Records with interface code:
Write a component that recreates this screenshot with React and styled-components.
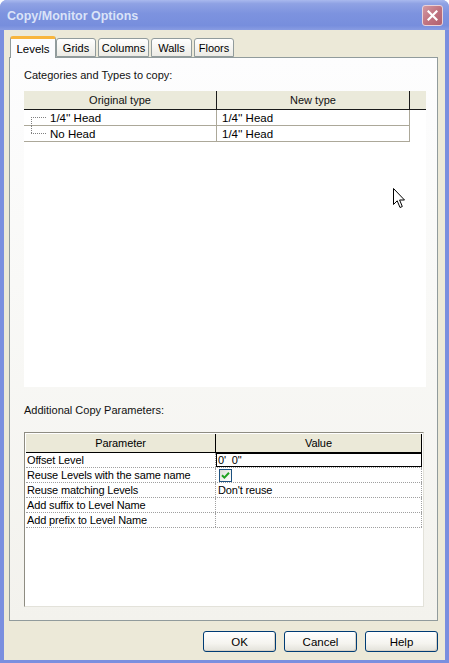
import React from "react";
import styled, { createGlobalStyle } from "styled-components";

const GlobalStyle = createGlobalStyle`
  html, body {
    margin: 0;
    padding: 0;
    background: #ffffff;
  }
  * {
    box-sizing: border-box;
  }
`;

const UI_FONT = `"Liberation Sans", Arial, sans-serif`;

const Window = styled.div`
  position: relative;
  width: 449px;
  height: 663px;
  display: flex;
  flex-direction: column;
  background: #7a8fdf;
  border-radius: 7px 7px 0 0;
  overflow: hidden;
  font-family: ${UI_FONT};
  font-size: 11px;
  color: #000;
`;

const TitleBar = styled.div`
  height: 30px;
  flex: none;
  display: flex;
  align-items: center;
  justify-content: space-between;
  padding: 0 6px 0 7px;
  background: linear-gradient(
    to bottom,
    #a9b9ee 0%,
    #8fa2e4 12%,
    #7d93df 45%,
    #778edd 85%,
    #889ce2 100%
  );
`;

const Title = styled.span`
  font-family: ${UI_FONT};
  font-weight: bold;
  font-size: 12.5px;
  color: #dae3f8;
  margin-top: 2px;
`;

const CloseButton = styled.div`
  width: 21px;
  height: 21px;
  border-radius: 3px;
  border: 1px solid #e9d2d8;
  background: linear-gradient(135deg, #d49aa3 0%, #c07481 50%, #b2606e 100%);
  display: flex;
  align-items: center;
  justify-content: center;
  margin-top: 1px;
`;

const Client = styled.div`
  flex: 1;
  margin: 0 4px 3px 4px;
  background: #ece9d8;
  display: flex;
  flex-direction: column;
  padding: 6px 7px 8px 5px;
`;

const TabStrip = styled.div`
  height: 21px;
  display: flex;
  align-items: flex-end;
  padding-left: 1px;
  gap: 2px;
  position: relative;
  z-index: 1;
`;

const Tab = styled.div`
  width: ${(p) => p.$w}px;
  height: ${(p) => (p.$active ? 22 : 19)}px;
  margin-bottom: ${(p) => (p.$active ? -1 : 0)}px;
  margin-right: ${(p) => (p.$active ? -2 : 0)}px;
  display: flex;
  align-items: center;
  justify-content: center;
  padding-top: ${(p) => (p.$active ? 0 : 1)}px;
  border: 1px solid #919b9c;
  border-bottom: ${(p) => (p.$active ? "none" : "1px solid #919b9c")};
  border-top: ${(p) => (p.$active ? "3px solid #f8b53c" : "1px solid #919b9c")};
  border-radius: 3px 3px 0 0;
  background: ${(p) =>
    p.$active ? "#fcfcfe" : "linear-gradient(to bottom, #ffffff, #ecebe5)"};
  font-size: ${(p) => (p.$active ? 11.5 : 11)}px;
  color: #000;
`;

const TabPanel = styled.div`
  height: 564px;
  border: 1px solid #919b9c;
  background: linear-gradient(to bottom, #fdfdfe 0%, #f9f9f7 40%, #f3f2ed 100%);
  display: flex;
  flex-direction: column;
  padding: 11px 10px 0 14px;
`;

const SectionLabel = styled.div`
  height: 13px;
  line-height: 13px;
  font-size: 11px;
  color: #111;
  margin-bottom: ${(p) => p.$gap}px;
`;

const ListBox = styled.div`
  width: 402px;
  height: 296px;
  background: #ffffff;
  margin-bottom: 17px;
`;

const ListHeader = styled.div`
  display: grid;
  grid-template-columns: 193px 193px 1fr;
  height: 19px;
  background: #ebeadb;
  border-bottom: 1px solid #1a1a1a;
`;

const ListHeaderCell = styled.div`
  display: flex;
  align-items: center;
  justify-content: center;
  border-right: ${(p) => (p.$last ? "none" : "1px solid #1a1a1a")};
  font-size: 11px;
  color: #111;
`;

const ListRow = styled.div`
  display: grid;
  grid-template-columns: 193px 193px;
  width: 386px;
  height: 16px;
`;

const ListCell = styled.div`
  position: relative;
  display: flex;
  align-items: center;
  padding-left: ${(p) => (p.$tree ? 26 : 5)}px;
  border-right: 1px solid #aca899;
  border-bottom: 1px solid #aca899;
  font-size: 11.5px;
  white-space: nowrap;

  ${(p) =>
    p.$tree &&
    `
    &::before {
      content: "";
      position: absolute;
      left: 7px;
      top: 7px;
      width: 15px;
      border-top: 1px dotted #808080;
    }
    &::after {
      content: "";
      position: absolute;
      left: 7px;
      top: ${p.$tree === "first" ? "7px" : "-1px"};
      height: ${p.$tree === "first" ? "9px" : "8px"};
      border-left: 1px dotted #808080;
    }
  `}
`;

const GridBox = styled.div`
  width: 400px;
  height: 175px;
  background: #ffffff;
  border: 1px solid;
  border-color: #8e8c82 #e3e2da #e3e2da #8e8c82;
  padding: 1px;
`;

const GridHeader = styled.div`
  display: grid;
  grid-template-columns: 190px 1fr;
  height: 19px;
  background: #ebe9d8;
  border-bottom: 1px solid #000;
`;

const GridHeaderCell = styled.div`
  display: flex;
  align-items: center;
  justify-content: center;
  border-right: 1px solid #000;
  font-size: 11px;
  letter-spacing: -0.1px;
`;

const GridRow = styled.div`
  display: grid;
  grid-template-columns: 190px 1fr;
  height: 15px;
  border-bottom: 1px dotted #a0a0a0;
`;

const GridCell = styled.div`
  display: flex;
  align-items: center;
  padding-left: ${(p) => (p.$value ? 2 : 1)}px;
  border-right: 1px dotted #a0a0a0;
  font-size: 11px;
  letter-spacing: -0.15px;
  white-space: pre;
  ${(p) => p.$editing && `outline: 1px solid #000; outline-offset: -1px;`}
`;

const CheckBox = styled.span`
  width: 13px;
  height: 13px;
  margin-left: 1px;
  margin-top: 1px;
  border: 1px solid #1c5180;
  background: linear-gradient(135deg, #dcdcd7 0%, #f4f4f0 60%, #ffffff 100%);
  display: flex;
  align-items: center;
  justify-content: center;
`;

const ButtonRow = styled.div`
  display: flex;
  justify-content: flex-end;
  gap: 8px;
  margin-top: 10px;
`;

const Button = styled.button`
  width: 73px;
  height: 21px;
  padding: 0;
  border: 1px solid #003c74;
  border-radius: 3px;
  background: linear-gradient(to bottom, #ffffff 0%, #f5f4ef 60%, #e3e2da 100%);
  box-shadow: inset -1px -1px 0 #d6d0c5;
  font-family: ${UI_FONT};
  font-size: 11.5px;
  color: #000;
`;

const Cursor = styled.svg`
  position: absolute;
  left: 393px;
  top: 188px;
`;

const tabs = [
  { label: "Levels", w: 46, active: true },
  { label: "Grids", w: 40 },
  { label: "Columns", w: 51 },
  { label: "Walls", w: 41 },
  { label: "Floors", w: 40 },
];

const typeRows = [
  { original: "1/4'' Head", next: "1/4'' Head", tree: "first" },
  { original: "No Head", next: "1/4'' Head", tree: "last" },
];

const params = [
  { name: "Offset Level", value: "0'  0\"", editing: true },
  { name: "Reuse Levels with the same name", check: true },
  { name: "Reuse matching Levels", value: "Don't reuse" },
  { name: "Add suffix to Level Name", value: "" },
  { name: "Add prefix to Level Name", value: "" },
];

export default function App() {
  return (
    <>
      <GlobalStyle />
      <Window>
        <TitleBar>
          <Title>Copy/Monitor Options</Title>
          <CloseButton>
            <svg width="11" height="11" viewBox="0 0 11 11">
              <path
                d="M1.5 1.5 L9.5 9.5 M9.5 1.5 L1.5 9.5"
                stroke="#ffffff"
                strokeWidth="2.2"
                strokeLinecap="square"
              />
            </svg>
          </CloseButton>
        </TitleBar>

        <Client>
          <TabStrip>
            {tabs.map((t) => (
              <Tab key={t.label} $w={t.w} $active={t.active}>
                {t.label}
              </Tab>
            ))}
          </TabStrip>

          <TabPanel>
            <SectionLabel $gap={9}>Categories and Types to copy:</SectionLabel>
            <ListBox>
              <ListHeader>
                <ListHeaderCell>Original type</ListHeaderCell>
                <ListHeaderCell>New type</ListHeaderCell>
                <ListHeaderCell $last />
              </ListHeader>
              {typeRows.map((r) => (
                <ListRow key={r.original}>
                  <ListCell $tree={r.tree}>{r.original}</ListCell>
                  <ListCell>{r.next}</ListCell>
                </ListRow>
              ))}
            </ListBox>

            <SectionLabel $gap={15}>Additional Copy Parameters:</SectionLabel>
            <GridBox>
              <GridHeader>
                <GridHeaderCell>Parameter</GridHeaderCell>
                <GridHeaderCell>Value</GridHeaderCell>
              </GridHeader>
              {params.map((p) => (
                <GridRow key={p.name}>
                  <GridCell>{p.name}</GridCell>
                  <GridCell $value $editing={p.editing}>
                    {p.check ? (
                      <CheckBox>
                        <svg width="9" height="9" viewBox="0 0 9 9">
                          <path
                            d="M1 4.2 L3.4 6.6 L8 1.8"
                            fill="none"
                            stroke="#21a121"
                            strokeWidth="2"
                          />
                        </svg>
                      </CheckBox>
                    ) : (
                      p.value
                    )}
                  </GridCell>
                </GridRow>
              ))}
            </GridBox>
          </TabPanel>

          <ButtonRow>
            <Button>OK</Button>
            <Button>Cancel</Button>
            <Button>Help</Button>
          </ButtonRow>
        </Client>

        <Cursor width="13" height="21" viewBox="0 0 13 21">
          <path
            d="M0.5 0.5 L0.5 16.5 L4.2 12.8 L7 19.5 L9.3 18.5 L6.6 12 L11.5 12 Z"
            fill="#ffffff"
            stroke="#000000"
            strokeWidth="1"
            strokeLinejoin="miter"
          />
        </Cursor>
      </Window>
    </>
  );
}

...

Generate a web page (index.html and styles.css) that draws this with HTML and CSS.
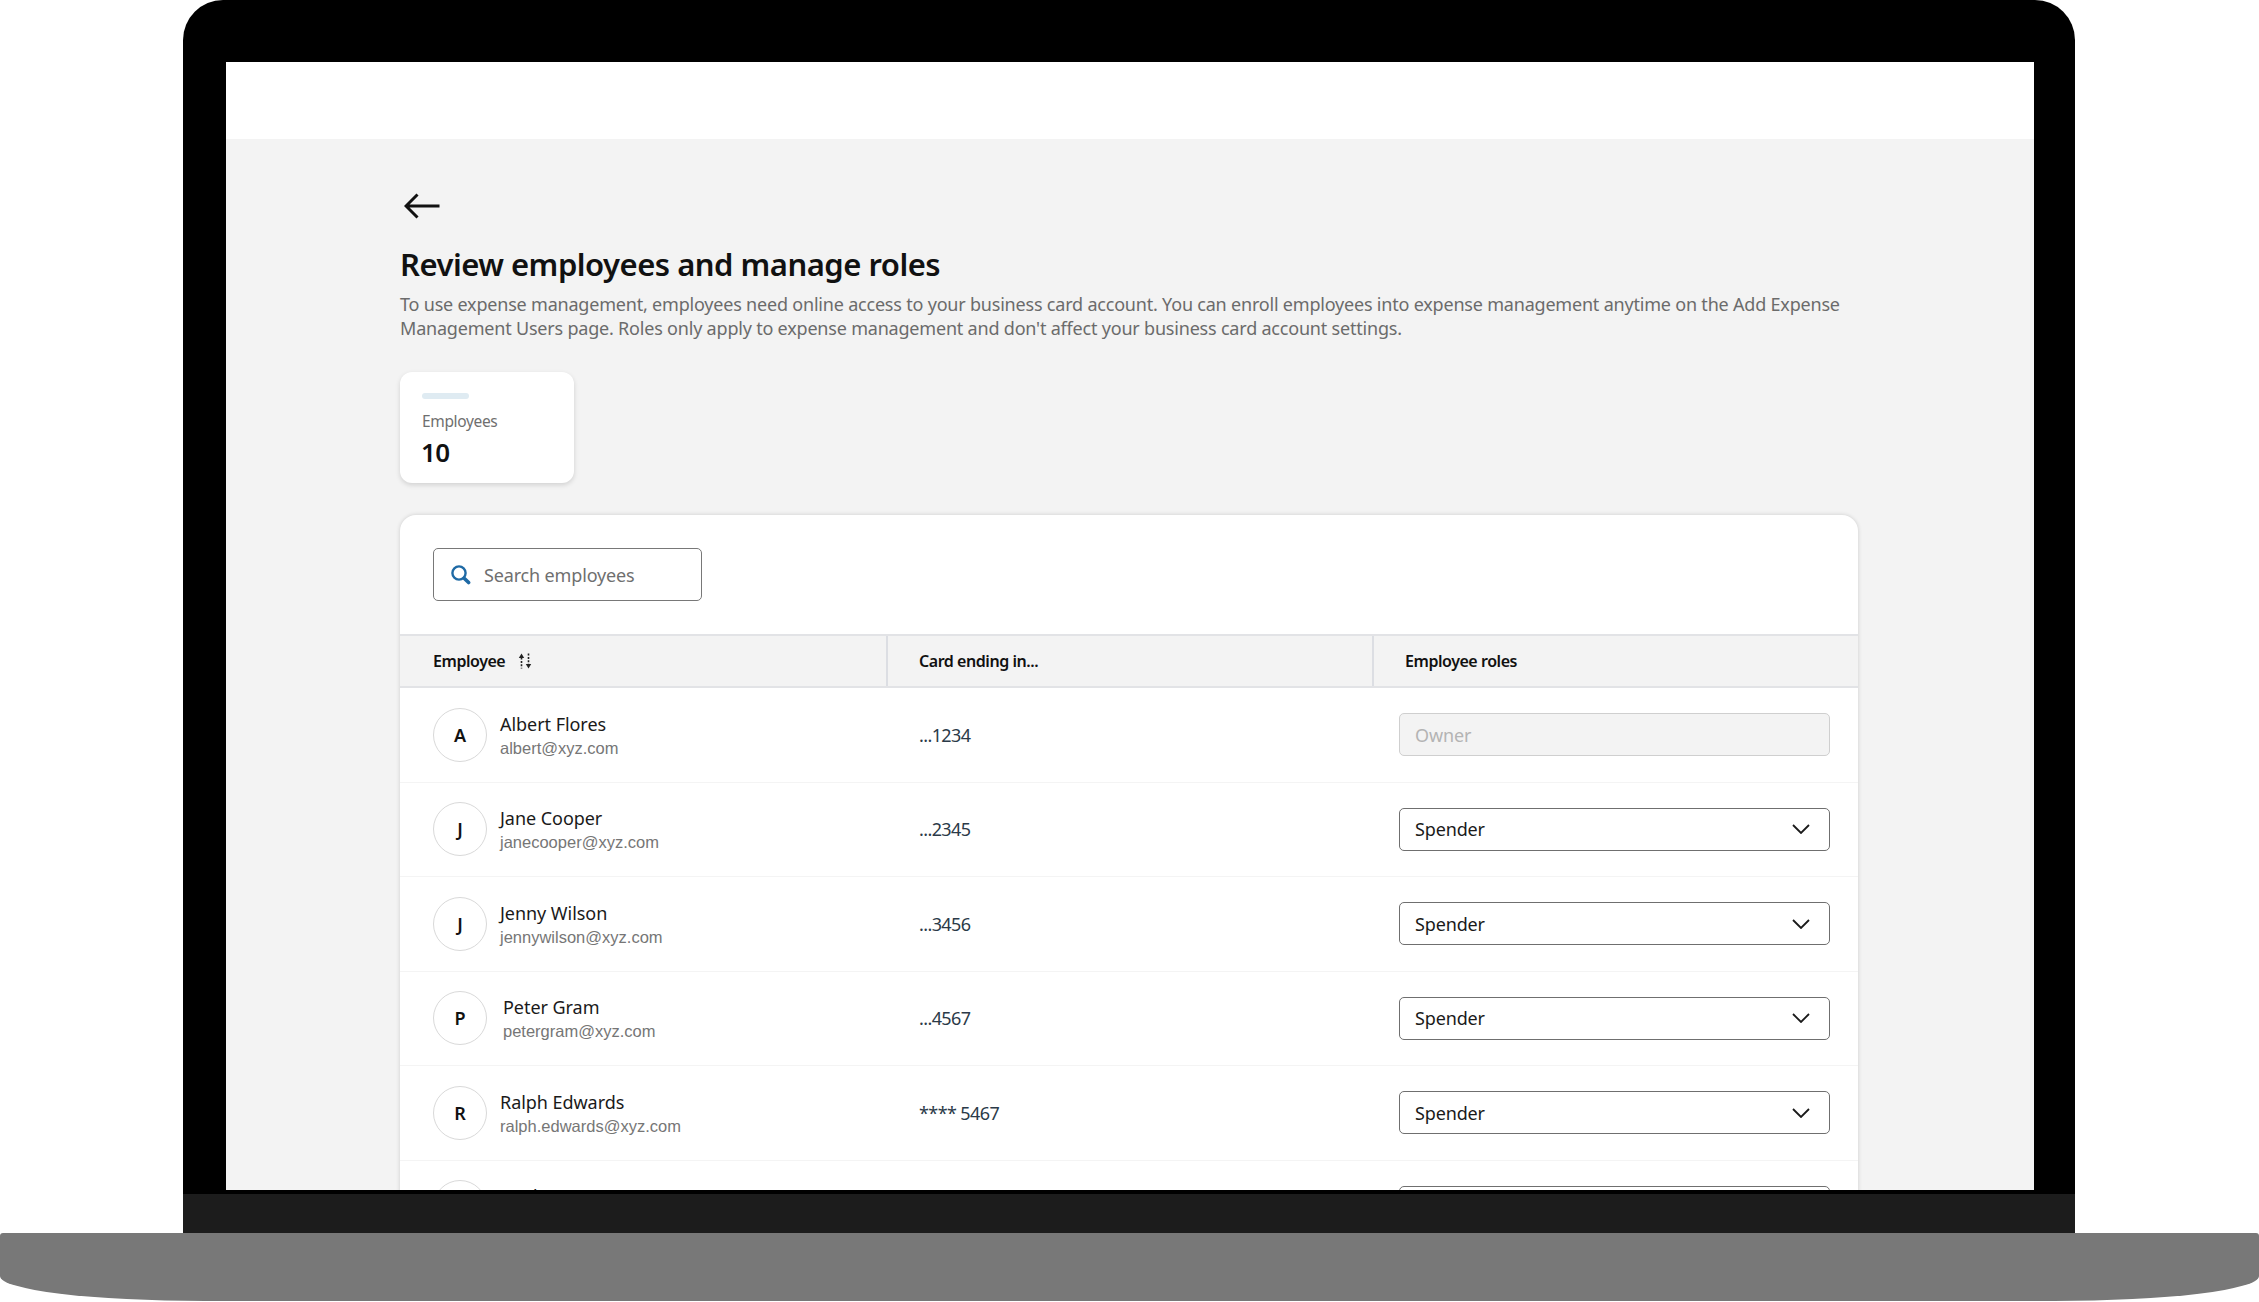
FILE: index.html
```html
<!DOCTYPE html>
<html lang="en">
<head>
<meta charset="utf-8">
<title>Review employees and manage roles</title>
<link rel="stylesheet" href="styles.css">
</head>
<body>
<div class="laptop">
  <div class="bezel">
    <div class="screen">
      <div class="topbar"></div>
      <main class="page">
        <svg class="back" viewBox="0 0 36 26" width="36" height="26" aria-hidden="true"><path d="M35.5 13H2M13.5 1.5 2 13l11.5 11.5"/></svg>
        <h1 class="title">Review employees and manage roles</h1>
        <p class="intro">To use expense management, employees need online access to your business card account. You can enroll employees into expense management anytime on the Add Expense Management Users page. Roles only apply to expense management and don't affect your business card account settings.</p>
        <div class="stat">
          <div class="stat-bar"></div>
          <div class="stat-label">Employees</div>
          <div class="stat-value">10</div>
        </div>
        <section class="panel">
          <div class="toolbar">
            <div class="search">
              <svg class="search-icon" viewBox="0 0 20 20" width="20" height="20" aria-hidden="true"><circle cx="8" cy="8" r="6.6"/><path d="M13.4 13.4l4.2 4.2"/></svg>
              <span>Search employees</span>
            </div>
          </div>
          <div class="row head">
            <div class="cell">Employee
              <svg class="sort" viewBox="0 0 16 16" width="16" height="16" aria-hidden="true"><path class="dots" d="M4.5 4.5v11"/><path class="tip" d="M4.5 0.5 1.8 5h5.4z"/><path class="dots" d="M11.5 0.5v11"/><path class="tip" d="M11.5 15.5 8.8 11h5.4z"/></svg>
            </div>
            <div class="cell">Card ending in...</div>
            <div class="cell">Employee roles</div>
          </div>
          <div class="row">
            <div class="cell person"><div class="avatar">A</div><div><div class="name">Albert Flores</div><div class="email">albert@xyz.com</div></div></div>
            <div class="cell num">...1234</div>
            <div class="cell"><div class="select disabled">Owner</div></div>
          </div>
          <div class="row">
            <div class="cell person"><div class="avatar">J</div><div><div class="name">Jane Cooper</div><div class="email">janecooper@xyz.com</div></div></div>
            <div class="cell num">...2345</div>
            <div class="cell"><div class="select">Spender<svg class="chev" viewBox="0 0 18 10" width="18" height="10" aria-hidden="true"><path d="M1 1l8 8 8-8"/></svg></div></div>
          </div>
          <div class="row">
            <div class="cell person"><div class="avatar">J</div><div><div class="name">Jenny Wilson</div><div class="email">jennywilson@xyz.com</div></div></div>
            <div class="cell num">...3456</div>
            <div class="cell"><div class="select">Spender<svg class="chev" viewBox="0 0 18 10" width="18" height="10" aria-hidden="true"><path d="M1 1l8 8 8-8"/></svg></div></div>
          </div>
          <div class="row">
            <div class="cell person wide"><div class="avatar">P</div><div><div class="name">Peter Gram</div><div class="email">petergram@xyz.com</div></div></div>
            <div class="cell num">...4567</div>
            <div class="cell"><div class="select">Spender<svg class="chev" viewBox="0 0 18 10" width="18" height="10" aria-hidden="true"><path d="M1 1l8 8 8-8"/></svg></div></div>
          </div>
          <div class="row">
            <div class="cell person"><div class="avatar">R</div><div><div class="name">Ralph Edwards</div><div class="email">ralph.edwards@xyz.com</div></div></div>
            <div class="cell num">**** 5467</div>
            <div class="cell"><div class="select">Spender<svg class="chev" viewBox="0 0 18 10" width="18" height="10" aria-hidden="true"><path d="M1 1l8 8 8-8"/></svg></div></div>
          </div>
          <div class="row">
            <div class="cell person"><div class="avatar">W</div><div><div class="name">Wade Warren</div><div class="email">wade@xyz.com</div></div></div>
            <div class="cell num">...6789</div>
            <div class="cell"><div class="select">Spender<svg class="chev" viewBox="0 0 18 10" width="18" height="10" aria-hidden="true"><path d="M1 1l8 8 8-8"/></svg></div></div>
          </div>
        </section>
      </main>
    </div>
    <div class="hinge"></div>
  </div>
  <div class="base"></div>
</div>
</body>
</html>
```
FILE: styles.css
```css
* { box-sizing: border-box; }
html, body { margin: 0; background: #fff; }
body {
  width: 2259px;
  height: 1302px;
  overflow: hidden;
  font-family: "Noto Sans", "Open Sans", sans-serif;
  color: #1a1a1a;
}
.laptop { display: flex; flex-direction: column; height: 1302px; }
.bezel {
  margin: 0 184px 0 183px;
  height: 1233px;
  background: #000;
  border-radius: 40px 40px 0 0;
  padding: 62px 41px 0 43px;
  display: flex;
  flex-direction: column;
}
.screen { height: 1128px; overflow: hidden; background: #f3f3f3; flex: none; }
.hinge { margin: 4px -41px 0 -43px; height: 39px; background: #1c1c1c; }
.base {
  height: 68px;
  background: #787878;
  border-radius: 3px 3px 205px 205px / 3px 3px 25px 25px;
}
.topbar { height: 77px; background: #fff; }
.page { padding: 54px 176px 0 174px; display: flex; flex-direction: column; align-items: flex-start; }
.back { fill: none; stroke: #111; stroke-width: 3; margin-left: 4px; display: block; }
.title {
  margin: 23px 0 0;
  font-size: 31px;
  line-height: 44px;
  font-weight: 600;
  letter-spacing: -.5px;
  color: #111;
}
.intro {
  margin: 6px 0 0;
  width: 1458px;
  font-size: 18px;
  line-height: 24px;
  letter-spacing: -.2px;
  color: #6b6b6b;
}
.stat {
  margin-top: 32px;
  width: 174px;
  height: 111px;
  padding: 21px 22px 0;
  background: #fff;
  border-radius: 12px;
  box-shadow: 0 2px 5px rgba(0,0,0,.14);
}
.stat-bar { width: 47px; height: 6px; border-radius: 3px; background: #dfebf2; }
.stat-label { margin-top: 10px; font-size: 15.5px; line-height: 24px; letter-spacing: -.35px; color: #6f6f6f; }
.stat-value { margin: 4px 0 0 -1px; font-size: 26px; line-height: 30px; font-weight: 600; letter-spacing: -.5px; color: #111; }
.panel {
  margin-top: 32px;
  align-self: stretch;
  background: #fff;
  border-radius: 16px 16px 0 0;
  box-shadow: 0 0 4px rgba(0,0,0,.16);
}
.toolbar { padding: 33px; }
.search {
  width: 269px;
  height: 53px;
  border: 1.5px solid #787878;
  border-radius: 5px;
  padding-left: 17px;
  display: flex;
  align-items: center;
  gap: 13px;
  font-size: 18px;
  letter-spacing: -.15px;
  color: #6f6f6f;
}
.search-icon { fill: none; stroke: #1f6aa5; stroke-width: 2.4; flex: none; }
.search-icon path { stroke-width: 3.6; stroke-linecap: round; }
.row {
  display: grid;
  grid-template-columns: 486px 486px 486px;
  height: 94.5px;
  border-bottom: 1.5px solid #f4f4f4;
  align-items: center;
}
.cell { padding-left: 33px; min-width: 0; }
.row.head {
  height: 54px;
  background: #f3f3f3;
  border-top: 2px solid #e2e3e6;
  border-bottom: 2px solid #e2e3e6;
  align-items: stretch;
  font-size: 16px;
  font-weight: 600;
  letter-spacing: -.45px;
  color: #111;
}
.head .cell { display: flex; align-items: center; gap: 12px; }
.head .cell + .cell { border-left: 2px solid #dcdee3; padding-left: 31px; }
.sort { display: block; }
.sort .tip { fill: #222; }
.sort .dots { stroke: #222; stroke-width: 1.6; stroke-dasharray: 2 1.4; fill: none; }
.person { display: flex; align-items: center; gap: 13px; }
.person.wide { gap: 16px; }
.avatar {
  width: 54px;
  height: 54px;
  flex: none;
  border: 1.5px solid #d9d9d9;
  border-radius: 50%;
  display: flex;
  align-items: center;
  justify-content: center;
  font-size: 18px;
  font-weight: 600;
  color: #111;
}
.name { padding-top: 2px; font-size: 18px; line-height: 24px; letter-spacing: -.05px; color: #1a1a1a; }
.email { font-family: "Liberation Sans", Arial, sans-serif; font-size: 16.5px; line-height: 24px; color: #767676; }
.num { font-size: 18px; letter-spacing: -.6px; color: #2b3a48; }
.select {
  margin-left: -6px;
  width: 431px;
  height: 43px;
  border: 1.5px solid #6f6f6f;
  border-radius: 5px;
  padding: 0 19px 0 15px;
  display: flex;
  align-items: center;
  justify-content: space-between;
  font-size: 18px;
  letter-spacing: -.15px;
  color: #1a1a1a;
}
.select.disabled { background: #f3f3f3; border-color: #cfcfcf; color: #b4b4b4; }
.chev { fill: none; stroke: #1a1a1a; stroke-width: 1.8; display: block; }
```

** EXERCISE GOAL **
Look over the listing above. Pick out and copy every line that includes "index".

** SOLUTION **
  z-index: 1;
Generate a web page (index.html and styles.css) that draws this with HTML and CSS.
FILE: index.html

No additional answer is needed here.